【ミャンマー】建設省、高速道路のBOT契約を見直し[運輸](2019/05/08)
ミャンマー建設省傘下の高速道路局は、軍政時代に民間企業と締結したBOT(建設・運営・譲渡)方式に基づく高速道路の建設・保守管理契約の見直しを進めている。同契約に基づいて建設された高速道路の多くが規格を満たしていないことが判明したため。新たな契約内容は月内に発表される予定。フロンティア・ミャンマー(電子版)が伝えた。
問題となっているのは、軍政時代の2011年以前に民間企業25社と交わしたBOT契約で、対象は全国の高速道路61区間(総延長5,224キロメートル)。
最大都市ヤンゴン管区選出のチョー・トゥエ議員が昨年1月の連邦議会で、地場財閥ザイカバーの契約違反を指摘したことが見直しのきっかけとなった。ザイカバーは高速道路の建設工事が完了していないにもかかわらず通行料を徴収していたが、建設省からの徴収中止勧告を受け、資金不足を理由に工事を中断したとされる。
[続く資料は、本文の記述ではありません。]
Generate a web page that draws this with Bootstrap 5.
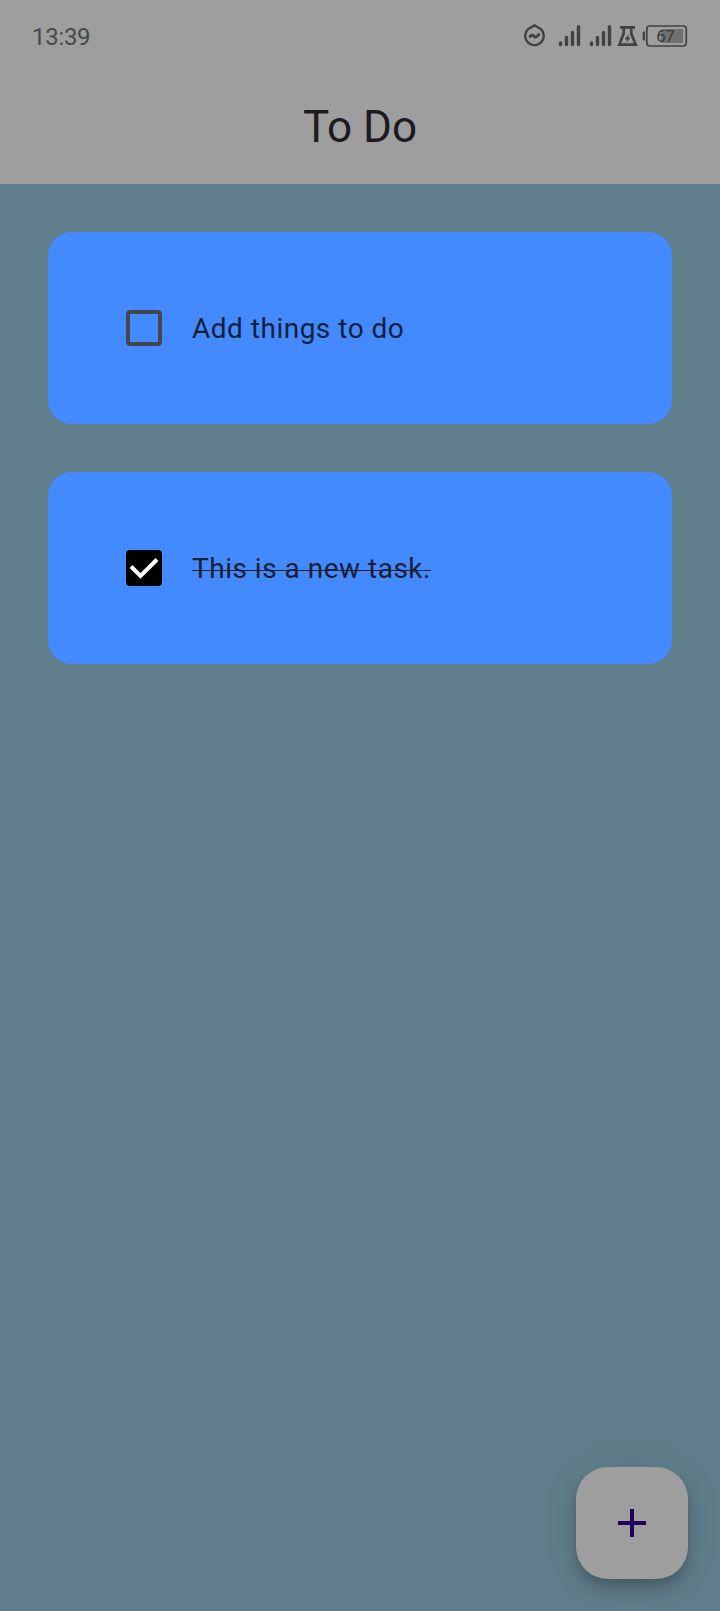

ミャンマーでの道路に関するBOT契約については、アジア開発銀行(ADB)が16年に「高速道路局が使用している契約のひな型には大きな不備がある」などと指摘していた。
高速道路局は、改正したBOT契約書を建設省、計画・財務省、司法長官府に既に提出した。新たなBOT契約では、全ての高速道路は東南アジア諸国連合(ASEAN)の最低規格であるクラス3を満たしていること、2車線で道幅は5.5メートル以上であることなどを規定したという。
既存契約を履行していない企業に対する措置は、通行料徴収の中止勧告程度にとどまっている。チョー・トゥエ議員をはじめとする複数の議員からは「もっと厳しい措置をとるべき」との声が上がっている。